• **SET EXERCISE**
From the records below, copy every line that contains the word "React".

• **RECORDS PROVIDED**
— BEGIN —

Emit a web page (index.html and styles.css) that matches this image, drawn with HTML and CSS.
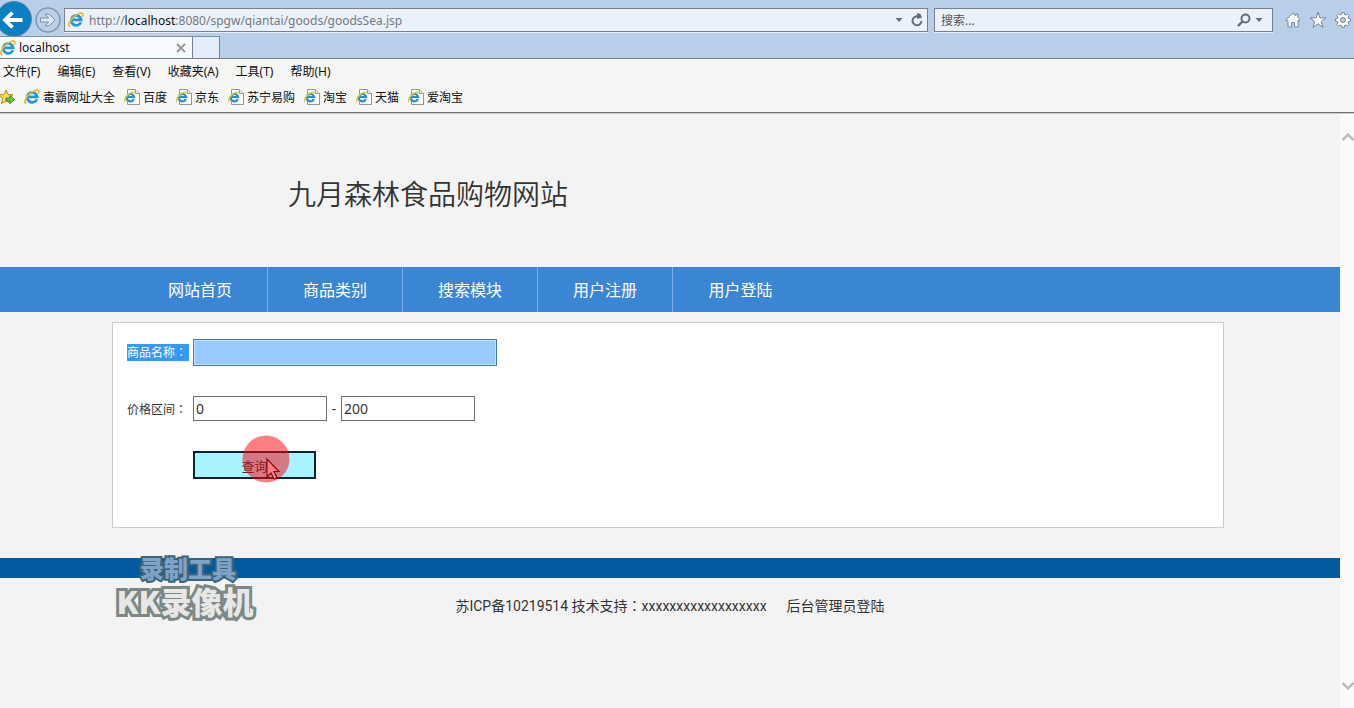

— END —
— BEGIN —

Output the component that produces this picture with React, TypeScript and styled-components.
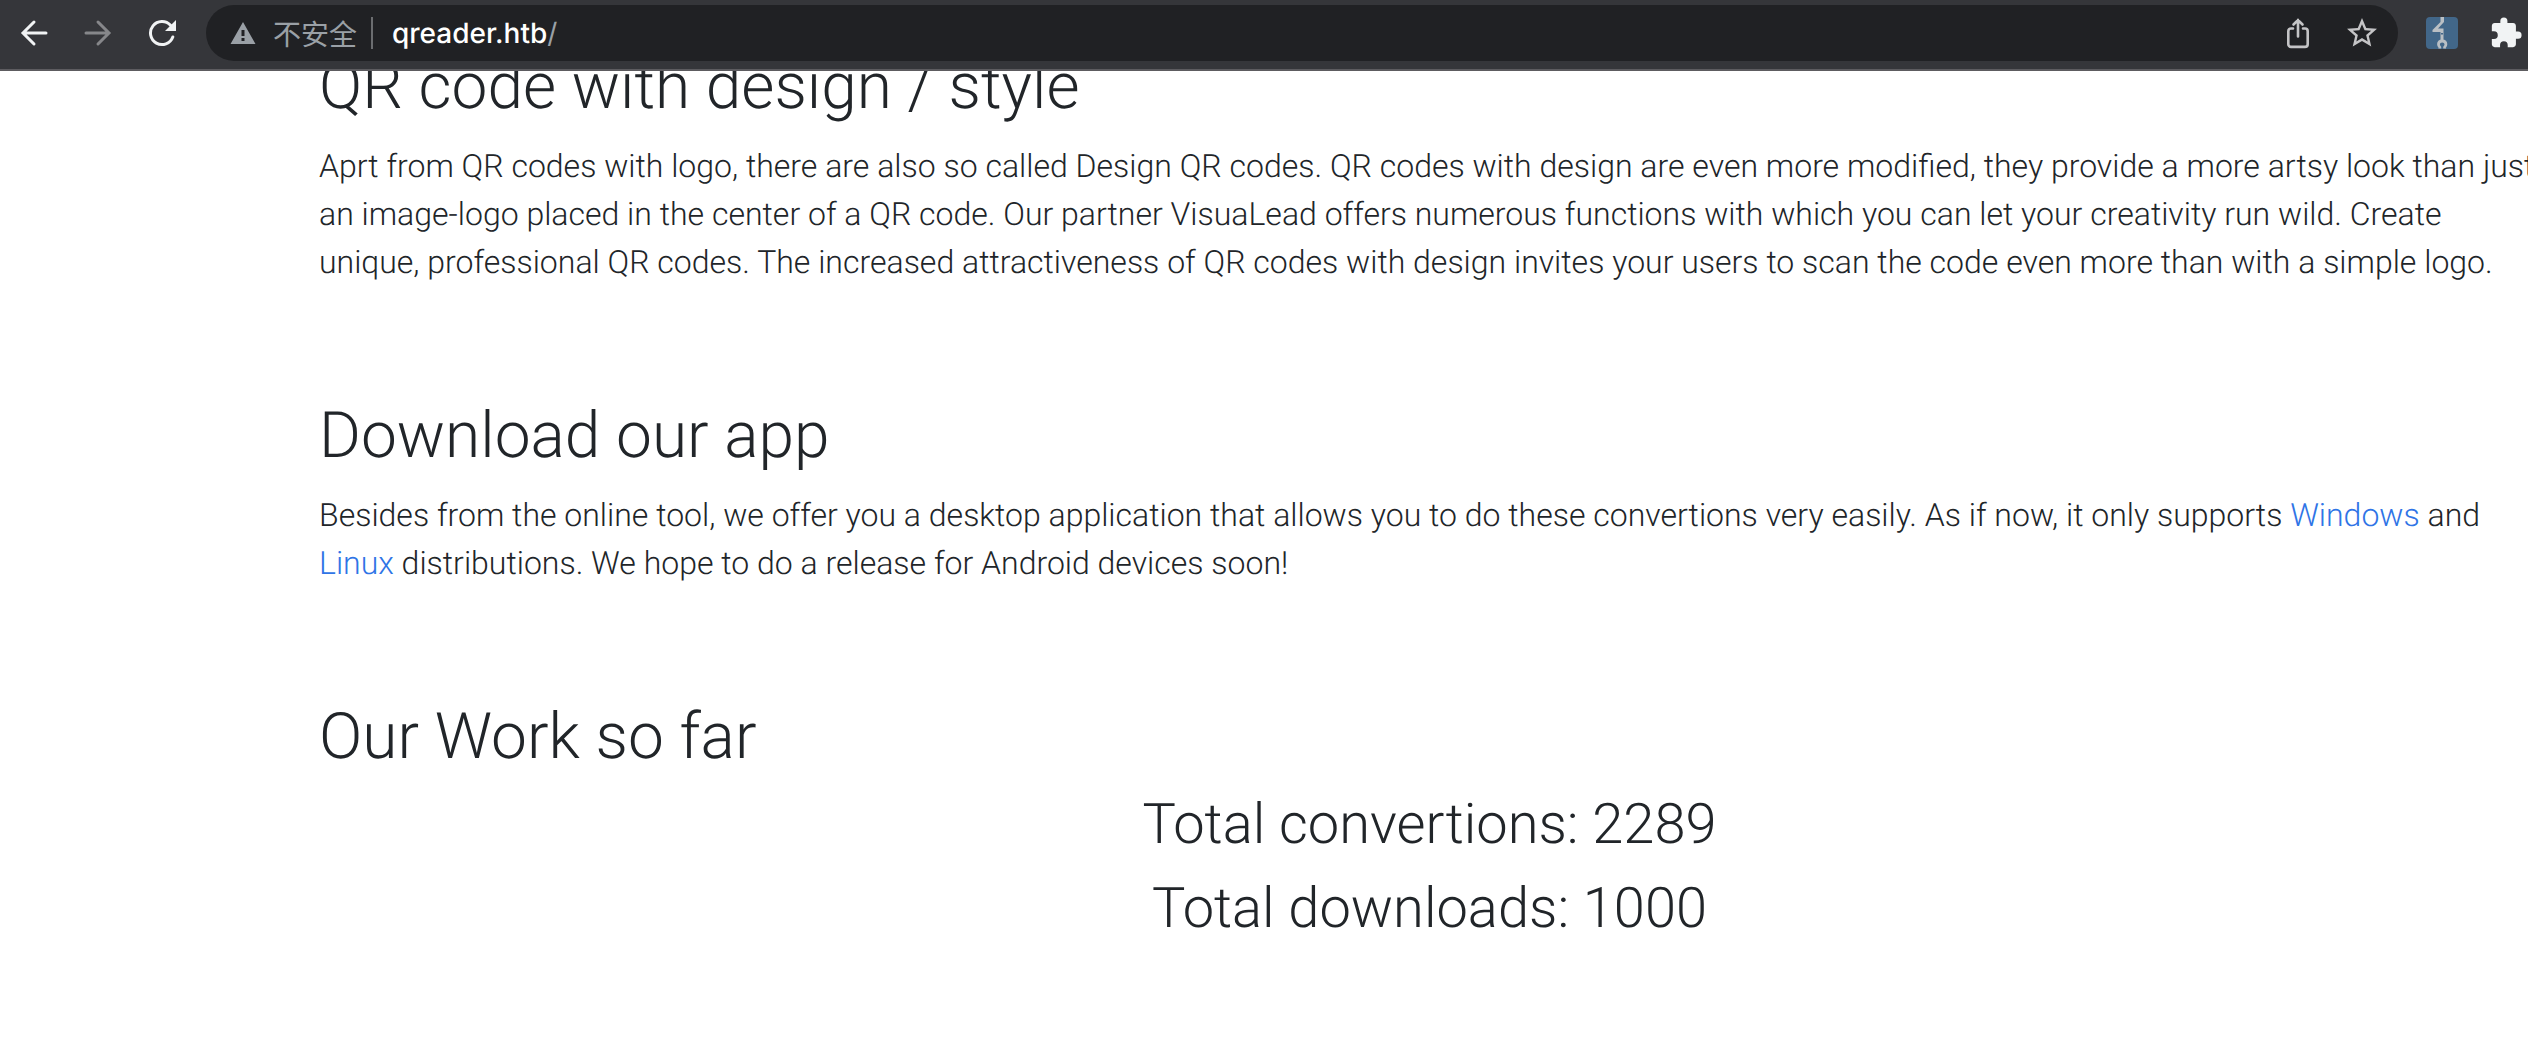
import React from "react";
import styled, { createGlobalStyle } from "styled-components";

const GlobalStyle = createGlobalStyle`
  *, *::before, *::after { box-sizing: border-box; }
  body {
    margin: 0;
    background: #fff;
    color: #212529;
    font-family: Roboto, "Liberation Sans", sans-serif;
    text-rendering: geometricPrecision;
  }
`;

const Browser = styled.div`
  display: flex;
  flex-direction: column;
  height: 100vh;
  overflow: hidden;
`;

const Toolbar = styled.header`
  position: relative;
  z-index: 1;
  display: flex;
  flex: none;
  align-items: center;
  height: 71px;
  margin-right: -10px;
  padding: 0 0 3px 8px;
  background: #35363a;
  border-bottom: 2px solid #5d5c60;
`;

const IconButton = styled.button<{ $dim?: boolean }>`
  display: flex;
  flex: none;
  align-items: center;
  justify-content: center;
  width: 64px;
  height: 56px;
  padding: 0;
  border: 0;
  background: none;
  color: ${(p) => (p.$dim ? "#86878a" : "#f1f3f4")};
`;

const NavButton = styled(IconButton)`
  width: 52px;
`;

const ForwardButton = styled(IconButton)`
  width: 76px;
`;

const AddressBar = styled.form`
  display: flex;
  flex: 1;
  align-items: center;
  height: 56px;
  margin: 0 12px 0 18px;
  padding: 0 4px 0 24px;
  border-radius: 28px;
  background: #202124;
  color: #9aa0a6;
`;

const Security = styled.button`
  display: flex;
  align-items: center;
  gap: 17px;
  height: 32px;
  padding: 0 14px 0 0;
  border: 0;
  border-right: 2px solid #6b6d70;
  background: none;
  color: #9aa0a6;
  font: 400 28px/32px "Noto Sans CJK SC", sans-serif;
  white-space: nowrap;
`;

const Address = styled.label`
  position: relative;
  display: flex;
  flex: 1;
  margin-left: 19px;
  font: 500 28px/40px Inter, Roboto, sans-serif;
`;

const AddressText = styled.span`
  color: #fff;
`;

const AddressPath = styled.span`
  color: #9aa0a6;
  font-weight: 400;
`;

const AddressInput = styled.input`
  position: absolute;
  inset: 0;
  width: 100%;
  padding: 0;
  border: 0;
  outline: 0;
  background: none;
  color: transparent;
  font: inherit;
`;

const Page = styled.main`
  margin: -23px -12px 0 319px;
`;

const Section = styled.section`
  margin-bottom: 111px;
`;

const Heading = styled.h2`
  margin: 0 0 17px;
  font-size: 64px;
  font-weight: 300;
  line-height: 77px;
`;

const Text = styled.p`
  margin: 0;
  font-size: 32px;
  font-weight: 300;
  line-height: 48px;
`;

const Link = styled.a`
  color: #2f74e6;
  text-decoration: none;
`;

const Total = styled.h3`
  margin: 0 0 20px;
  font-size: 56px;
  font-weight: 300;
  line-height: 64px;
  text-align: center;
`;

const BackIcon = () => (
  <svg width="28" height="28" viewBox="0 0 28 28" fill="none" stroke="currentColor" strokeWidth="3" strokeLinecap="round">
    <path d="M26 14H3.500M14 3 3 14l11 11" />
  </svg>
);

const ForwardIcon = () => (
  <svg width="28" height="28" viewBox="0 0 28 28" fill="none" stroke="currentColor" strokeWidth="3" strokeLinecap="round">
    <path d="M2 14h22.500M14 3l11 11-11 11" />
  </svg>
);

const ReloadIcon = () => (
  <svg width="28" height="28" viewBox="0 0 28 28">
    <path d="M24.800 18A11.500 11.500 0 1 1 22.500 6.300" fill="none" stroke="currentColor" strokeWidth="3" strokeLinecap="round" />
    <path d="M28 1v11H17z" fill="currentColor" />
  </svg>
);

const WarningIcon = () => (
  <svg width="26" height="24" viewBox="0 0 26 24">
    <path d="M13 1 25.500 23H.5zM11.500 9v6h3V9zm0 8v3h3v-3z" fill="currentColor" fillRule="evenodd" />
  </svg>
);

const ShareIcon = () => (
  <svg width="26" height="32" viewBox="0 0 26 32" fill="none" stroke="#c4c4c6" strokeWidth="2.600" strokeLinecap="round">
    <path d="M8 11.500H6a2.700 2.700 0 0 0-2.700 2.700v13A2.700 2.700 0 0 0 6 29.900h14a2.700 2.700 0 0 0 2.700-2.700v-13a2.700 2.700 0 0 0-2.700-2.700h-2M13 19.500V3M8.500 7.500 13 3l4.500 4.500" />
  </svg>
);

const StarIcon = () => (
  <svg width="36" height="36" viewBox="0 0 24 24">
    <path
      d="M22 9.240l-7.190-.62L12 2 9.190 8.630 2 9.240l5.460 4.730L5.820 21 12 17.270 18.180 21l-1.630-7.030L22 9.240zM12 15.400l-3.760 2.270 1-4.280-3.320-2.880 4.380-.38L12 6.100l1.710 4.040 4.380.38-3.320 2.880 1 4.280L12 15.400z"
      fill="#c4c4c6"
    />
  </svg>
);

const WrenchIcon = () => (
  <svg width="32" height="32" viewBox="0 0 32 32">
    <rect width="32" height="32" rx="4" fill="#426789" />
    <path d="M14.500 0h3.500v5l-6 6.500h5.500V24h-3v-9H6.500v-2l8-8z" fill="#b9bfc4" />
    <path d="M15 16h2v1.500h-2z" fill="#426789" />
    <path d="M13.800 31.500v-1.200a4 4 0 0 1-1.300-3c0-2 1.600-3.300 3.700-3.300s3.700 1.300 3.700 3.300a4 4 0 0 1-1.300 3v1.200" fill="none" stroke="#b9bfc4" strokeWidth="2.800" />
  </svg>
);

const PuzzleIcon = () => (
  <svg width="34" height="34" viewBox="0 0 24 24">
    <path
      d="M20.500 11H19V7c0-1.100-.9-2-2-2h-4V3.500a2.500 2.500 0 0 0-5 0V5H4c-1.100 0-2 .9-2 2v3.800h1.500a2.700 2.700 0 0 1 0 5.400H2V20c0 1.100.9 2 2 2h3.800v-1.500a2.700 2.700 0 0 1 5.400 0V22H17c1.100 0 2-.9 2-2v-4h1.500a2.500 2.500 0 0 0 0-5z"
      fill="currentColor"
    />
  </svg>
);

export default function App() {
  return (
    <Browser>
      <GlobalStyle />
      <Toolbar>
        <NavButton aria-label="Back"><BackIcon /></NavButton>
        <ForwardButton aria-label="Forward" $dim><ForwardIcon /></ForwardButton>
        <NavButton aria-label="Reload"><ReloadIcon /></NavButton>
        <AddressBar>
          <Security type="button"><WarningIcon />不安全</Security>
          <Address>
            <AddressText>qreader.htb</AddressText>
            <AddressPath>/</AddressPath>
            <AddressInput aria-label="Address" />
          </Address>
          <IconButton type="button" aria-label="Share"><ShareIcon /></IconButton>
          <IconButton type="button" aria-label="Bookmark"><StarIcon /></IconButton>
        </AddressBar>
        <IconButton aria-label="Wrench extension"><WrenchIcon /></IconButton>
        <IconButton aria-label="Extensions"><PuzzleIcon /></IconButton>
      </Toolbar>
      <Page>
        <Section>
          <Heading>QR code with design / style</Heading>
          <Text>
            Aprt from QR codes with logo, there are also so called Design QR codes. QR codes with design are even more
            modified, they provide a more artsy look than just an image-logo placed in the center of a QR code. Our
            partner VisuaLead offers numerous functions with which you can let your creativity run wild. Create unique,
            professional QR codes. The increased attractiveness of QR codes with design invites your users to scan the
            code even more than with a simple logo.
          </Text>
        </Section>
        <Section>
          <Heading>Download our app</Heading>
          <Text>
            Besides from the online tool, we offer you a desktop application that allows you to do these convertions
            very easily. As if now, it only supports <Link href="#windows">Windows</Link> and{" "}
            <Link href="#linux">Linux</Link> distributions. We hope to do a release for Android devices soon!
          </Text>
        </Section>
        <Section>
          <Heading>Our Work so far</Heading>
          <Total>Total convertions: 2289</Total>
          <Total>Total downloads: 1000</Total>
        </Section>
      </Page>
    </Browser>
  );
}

— END —

• **SOLUTION**
Output the component that produces this picture with React, TypeScript and styled-components.
import React from "react";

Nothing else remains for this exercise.